Bütün bunlar olmasa bile, haklı ve doğru olsanız bile, ezilen bir ulus
dediklerinizi egemen ulustan olanın yukarıdan akıl vermesi olarak görebilir. Bu
psikolojik boyutu da hesaplarsınız. Dilinizi tutarsınız.
Bütün bu zorluklar, aslında hem dünyada eşitlikçi bir toplum özleminin, hem
de Kürt ulusal hareketinin demokratik özlemlerinin zorluklarının, yani nesnel
eğilimlerin yarattığı nesnel zorlukların, egemen ulustan bir sosyalistin öznel
zorlukları gibi yansımasıdır. Yukarıda sıralanan öznel gibi görünen zorluklar,
nesnel zorlukların öznel bir görünüşünden başka bir şey değildir. Ama bu öznel
görünüş, küçücük bir noktada olağanüstü yoğunlaşmış bir görünüş.
30 Temmuz 2003 Çarşamba
Demir Küçükaydın
[i]
Çünkü ne olurlarsa olsunlar Türk olmanın imtiyazını yaşarlar. Tıpkı ırkçı bir
ülkedeki beyaz gibidirler.
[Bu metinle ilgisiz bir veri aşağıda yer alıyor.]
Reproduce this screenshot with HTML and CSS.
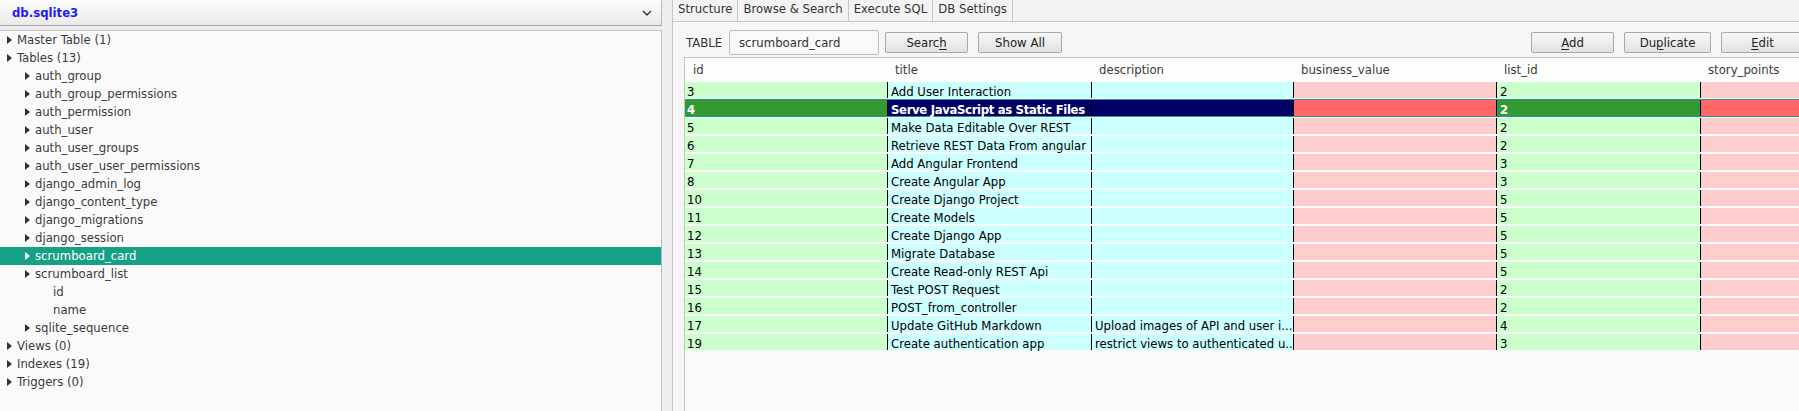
FILE: index.html
```html
<!DOCTYPE html>
<html>
<head>
<meta charset="utf-8">
<link rel="stylesheet" href="styles.css">
</head>
<body>
<div class="app">
  <aside class="left">
    <div class="dbbar">
      <span class="dbname">db.sqlite3</span>
      <svg class="chev" width="10" height="6" viewBox="0 0 10 6"><path d="M1 1 L5 5 L9 1" fill="none" stroke="#333" stroke-width="1.4"/></svg>
    </div>
    <div class="tree">
      <div class="node l0"><span class="tri"></span>Master Table (1)</div>
      <div class="node l0"><span class="tri"></span>Tables (13)</div>
      <div class="node l1"><span class="tri"></span>auth_group</div>
      <div class="node l1"><span class="tri"></span>auth_group_permissions</div>
      <div class="node l1"><span class="tri"></span>auth_permission</div>
      <div class="node l1"><span class="tri"></span>auth_user</div>
      <div class="node l1"><span class="tri"></span>auth_user_groups</div>
      <div class="node l1"><span class="tri"></span>auth_user_user_permissions</div>
      <div class="node l1"><span class="tri"></span>django_admin_log</div>
      <div class="node l1"><span class="tri"></span>django_content_type</div>
      <div class="node l1"><span class="tri"></span>django_migrations</div>
      <div class="node l1"><span class="tri"></span>django_session</div>
      <div class="node l1 sel"><span class="tri"></span>scrumboard_card</div>
      <div class="node l1"><span class="tri"></span>scrumboard_list</div>
      <div class="node l2">id</div>
      <div class="node l2">name</div>
      <div class="node l1"><span class="tri"></span>sqlite_sequence</div>
      <div class="node l0"><span class="tri"></span>Views (0)</div>
      <div class="node l0"><span class="tri"></span>Indexes (19)</div>
      <div class="node l0"><span class="tri"></span>Triggers (0)</div>
    </div>
  </aside>
  <div class="split"></div>
  <main class="right">
    <div class="tabs">
      <div class="tab">Structure</div>
      <div class="tab">Browse &amp; Search</div>
      <div class="tab">Execute SQL</div>
      <div class="tab">DB Settings</div>
    </div>
    <div class="panel">
      <div class="toolbar">
        <span class="lbl">TABLE</span>
        <div class="input">scrumboard_card</div>
        <button class="btn w83">Searc<u>h</u></button>
        <button class="btn w84">Show All</button>
        <div class="spacer"></div>
        <button class="btn w83"><u>A</u>dd</button>
        <button class="btn w87">Du<u>p</u>licate</button>
        <button class="btn w83"><u>E</u>dit</button>
      </div>
      <div class="grid">
        <div class="ghead">
          <div class="hc">id</div><div class="hc">title</div><div class="hc">description</div><div class="hc">business_value</div><div class="hc">list_id</div><div class="hc">story_points</div>
        </div>
        <div class="rows">
          <div class="row"><div class="c cid">3</div><div class="c ctx">Add User Interaction</div><div class="c ctx"></div><div class="c cbv"></div><div class="c cli">2</div><div class="c csp"></div></div>
          <div class="row sel"><div class="c cid">4</div><div class="c ctx">Serve JavaScript as Static Files</div><div class="c ctx"></div><div class="c cbv"></div><div class="c cli">2</div><div class="c csp"></div></div>
          <div class="row"><div class="c cid">5</div><div class="c ctx">Make Data Editable Over REST</div><div class="c ctx"></div><div class="c cbv"></div><div class="c cli">2</div><div class="c csp"></div></div>
          <div class="row"><div class="c cid">6</div><div class="c ctx">Retrieve REST Data From angular</div><div class="c ctx"></div><div class="c cbv"></div><div class="c cli">2</div><div class="c csp"></div></div>
          <div class="row"><div class="c cid">7</div><div class="c ctx">Add Angular Frontend</div><div class="c ctx"></div><div class="c cbv"></div><div class="c cli">3</div><div class="c csp"></div></div>
          <div class="row"><div class="c cid">8</div><div class="c ctx">Create Angular App</div><div class="c ctx"></div><div class="c cbv"></div><div class="c cli">3</div><div class="c csp"></div></div>
          <div class="row"><div class="c cid">10</div><div class="c ctx">Create Django Project</div><div class="c ctx"></div><div class="c cbv"></div><div class="c cli">5</div><div class="c csp"></div></div>
          <div class="row"><div class="c cid">11</div><div class="c ctx">Create Models</div><div class="c ctx"></div><div class="c cbv"></div><div class="c cli">5</div><div class="c csp"></div></div>
          <div class="row"><div class="c cid">12</div><div class="c ctx">Create Django App</div><div class="c ctx"></div><div class="c cbv"></div><div class="c cli">5</div><div class="c csp"></div></div>
          <div class="row"><div class="c cid">13</div><div class="c ctx">Migrate Database</div><div class="c ctx"></div><div class="c cbv"></div><div class="c cli">5</div><div class="c csp"></div></div>
          <div class="row"><div class="c cid">14</div><div class="c ctx">Create Read-only REST Api</div><div class="c ctx"></div><div class="c cbv"></div><div class="c cli">5</div><div class="c csp"></div></div>
          <div class="row"><div class="c cid">15</div><div class="c ctx">Test POST Request</div><div class="c ctx"></div><div class="c cbv"></div><div class="c cli">2</div><div class="c csp"></div></div>
          <div class="row"><div class="c cid">16</div><div class="c ctx">POST_from_controller</div><div class="c ctx"></div><div class="c cbv"></div><div class="c cli">2</div><div class="c csp"></div></div>
          <div class="row"><div class="c cid">17</div><div class="c ctx">Update GitHub Markdown</div><div class="c ctx">Upload images of API and user i...</div><div class="c cbv"></div><div class="c cli">4</div><div class="c csp"></div></div>
          <div class="row"><div class="c cid">19</div><div class="c ctx">Create authentication app</div><div class="c ctx">restrict views to authenticated u...</div><div class="c cbv"></div><div class="c cli">3</div><div class="c csp"></div></div>
        </div>
      </div>
    </div>
  </main>
</div>
</body>
</html>
```

FILE: styles.css
```css
* { box-sizing: border-box; }
html, body {
  margin: 0;
  padding: 0;
  height: 411px;
  overflow: hidden;
}
body {
  font-family: "DejaVu Sans Condensed", "DejaVu Sans", sans-serif;
  font-stretch: semi-condensed;
  font-size: 13px;
  color: #333;
  background: #efefef;
}
.app {
  display: flex;
  height: 411px;
}

/* left side */
.left {
  width: 662px;
  flex: none;
  display: flex;
  flex-direction: column;
}
.dbbar {
  height: 26px;
  flex: none;
  display: flex;
  align-items: center;
  justify-content: space-between;
  padding: 0 9px 0 12px;
  background: linear-gradient(#fdfdfd, #e9e9e9);
  border-bottom: 1px solid #a9a9a9;
  border-right: 1px solid #b9b9b9;
}
.dbname {
  color: #1c1cf0;
  font-weight: bold;
  margin-top: -1px;
}
.chev { display: block; }
.tree {
  margin-top: 4px;
  flex: 1;
  background: #fafafa;
  border-top: 1px solid #c3c3c3;
  border-right: 1px solid #bdbdbd;
  color: #3a3a3a;
}
.node {
  height: 18px;
  line-height: 18px;
  display: flex;
  align-items: center;
  white-space: nowrap;
}
.node.l0 { padding-left: 7px; }
.node.l1 { padding-left: 25px; }
.node.l2 { padding-left: 53px; }
.tri {
  width: 0;
  height: 0;
  border-left: 5px solid #333;
  border-top: 4px solid transparent;
  border-bottom: 4px solid transparent;
  margin-right: 5px;
}
.node.sel {
  background: #16a086;
  color: #fff;
}
.node.sel .tri { border-left-color: #fff; }

.split {
  width: 10px;
  flex: none;
  background: #efefef;
}

/* right side */
.right {
  flex: 1;
  min-width: 0;
  display: flex;
  flex-direction: column;
  overflow: hidden;
}
.tabs {
  height: 22px;
  flex: none;
  display: flex;
  background: #f3f3f3;
  border-bottom: 1px solid #c7c7c7;
}
.tab {
  height: 21px;
  padding: 0 5px;
  line-height: 18px;
  background: #f3f3f3;
  border-right: 1px solid #c7c7c7;
  color: #333;
  white-space: nowrap;
}
.tab:first-child { border-left: 1px solid #c7c7c7; }
.panel {
  flex: 1;
  display: flex;
  flex-direction: column;
  background: #f6f6f6;
  border-left: 1px solid #c7c7c7;
  padding: 8px 0 0 11px;
  min-height: 0;
}
.toolbar {
  height: 25px;
  flex: none;
  display: flex;
  align-items: center;
  white-space: nowrap;
}
.lbl {
  flex: none;
  margin-left: 2px;
  width: 43px;
  color: #333;
}
.input {
  width: 150px;
  height: 25px;
  line-height: 24px;
  padding-left: 9px;
  background: #f9f9f9;
  border: 1px solid #bdbdbd;
  border-radius: 2px;
  color: #333;
  margin-right: 6px;
  flex: none;
}
.btn {
  height: 21px;
  font: inherit;
  font-stretch: semi-condensed;
  color: #222;
  background: linear-gradient(#f7f7f7, #e2e2e2);
  border: 1px solid #a9a9a9;
  border-radius: 2px;
  padding: 0;
  margin-right: 10px;
  line-height: 19px;
  flex: none;
}
.btn u { text-underline-offset: 2px; }
.w83 { width: 83px; }
.w84 { width: 84px; }
.w87 { width: 87px; }
.spacer { flex: none; width: 459px; }

.grid {
  margin-top: 2px;
  flex: 1;
  background: #fafafa;
  border-top: 1px solid #c5c5c5;
  border-left: 1px solid #c5c5c5;
  overflow: hidden;
}
.ghead, .row {
  display: grid;
  grid-template-columns: 202px 204px 202px 203px 204px 204px;
}
.ghead {
  height: 24px;
  background: #fdfdfd;
  color: #3a3a3a;
}
.hc {
  padding-left: 8px;
  line-height: 24px;
  white-space: nowrap;
}
.rows {
  display: flex;
  flex-direction: column;
  gap: 2px;
}
.row {
  height: 16px;
  color: #000;
}
.c {
  height: 16px;
  line-height: 16px;
  padding: 2px 0 0 3px;
  white-space: nowrap;
  border-left: 1px solid #000;
}
.c.cid {
  border-left: none;
  padding-left: 2px;
}
.cid, .cli { background: #ccffcc; }
.ctx { background: #ccffff; }
.cbv, .csp { background: #ffcccc; }
.row.sel {
  color: #fff;
  font-weight: bold;
  letter-spacing: -0.35px;
  box-shadow: 0 -1px 0 #1f9a8a, 0 1px 0 #1f9a8a;
}
.row.sel .cid, .row.sel .cli { background: #339933; }
.row.sel .ctx { background: #000066; }
.row.sel .cbv, .row.sel .csp { background: #ff6666; }
```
O beyaz Komünist olsun, en hızlı Anarşist veya Feminist
olsun, nasıl egemen ırktan olmanın imtiyazını yaşarsa, derisinin renginden
dolayı değil, fikirlerinden dolayı bir baskıya uğrarsa, aynı şekilde Türkler de
her durumda bu imtiyazı yaşarlar.
Bundan kurtulmak çok zordur. Türk olmamak, yani imtiyazları
yaşamamak için tek yol, ırkçı bir ülkedeki beyazın, ameliyat görünüşünü siyaha
çevirmesi kadar zor ve olanaksızdır. Milliyetçilikte, bir ulusta o devlete
vergi vermemek, kanunlarını tanımamaktır, askere gitmemektir, okulunda
okumamaktır vs., vs.. Bu ise fiilen olanaksız bir durumdur. Bunları yaptığınız
sürece İslam'ın bütün şartlarını yerine getirip de ben Müslüman değilim diyen
birinin durumunda olmaktan kurtulamazsınız. İslam bu zorluğu bildiği için
“Takiye” (sosyalist terminolojiyle legaliteden yararlanma, “Legaliteyi
istismar”) diye bir taktik geliştirmek zoruna kalmıştır doğuşunda.